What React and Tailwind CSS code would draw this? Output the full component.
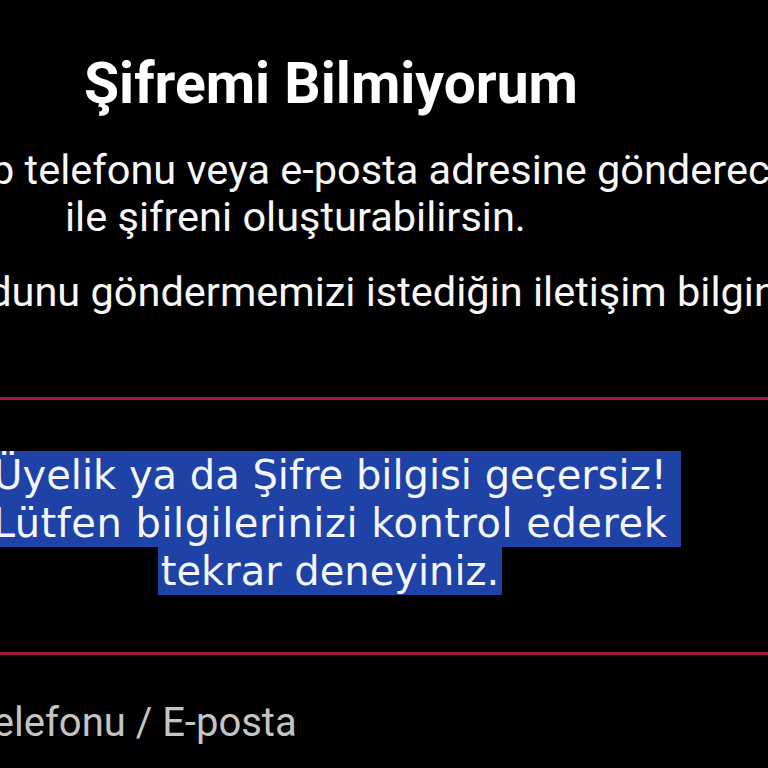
import React from "react";

export default function App() {
  return (
    <div className="w-[768px] h-[768px] bg-black overflow-hidden text-white font-['Roboto',sans-serif]">
      <h1 className="w-[662px] pt-[50px] text-center text-[57px] leading-[67px] font-bold whitespace-nowrap">
        Şifremi Bilmiyorum
      </h1>
      <p className="mt-[29px] text-[41.5px] leading-[47px] whitespace-nowrap text-[#f7f7f7]">
        <span className="block -ml-[58px]">Cep telefonu veya e-posta adresine göndereceğimiz kod</span>
        <span className="block ml-[65px]">ile şifreni oluşturabilirsin.</span>
      </p>
      <p className="mt-[28px] -ml-[61px] text-[41.5px] leading-[47px] whitespace-nowrap text-[#f7f7f7]">
        Kodunu göndermemizi istediğin iletişim bilgini seç.
      </p>
      <div className="mt-[82px] w-[900px] -ml-[66px] border-y-[3px] border-[#a3183f] pt-[51px] pb-[57px]">
        <div className="w-[792px] text-center text-[40px] leading-[48px] whitespace-nowrap text-[#f4f6ff] font-['DejaVu_Sans',sans-serif]">
          <div>
            <span className="ml-[12px] pl-[2px] pr-[14px] py-[1px] bg-[#1e42a6]">Üyelik ya da Şifre bilgisi geçersiz!</span>
          </div>
          <div>
            <span className="ml-[12px] pl-[2px] pr-[14px] py-[1px] bg-[#1e42a6] tracking-[0.5px]">Lütfen bilgilerinizi kontrol ederek</span>
          </div>
          <div>
            <span className="px-[3px] py-[1px] bg-[#1e42a6]">tekrar deneyiniz.</span>
          </div>
        </div>
      </div>
      <label className="block mt-[44px] -ml-[108px] text-[40px] leading-[48px] whitespace-nowrap text-[#c4c4c4]">
        Cep Telefonu / E-posta
      </label>
    </div>
  );
}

◇ ◇ ◇ ◇

**BRIEF:** Every line of the data should be copied as it stands, without the images.

**COMPLETED EXERCISE:**
What React and Tailwind CSS code would draw this? Output the full component.
import React from "react";

export default function App() {
  return (
    <div className="w-[768px] h-[768px] bg-black overflow-hidden text-white font-['Roboto',sans-serif]">
      <h1 className="w-[662px] pt-[50px] text-center text-[57px] leading-[67px] font-bold whitespace-nowrap">
        Şifremi Bilmiyorum
      </h1>
      <p className="mt-[29px] text-[41.5px] leading-[47px] whitespace-nowrap text-[#f7f7f7]">
        <span className="block -ml-[58px]">Cep telefonu veya e-posta adresine göndereceğimiz kod</span>
        <span className="block ml-[65px]">ile şifreni oluşturabilirsin.</span>
      </p>
      <p className="mt-[28px] -ml-[61px] text-[41.5px] leading-[47px] whitespace-nowrap text-[#f7f7f7]">
        Kodunu göndermemizi istediğin iletişim bilgini seç.
      </p>
      <div className="mt-[82px] w-[900px] -ml-[66px] border-y-[3px] border-[#a3183f] pt-[51px] pb-[57px]">
        <div className="w-[792px] text-center text-[40px] leading-[48px] whitespace-nowrap text-[#f4f6ff] font-['DejaVu_Sans',sans-serif]">
          <div>
            <span className="ml-[12px] pl-[2px] pr-[14px] py-[1px] bg-[#1e42a6]">Üyelik ya da Şifre bilgisi geçersiz!</span>
          </div>
          <div>
            <span className="ml-[12px] pl-[2px] pr-[14px] py-[1px] bg-[#1e42a6] tracking-[0.5px]">Lütfen bilgilerinizi kontrol ederek</span>
          </div>
          <div>
            <span className="px-[3px] py-[1px] bg-[#1e42a6]">tekrar deneyiniz.</span>
          </div>
        </div>
      </div>
      <label className="block mt-[44px] -ml-[108px] text-[40px] leading-[48px] whitespace-nowrap text-[#c4c4c4]">
        Cep Telefonu / E-posta
      </label>
    </div>
  );
}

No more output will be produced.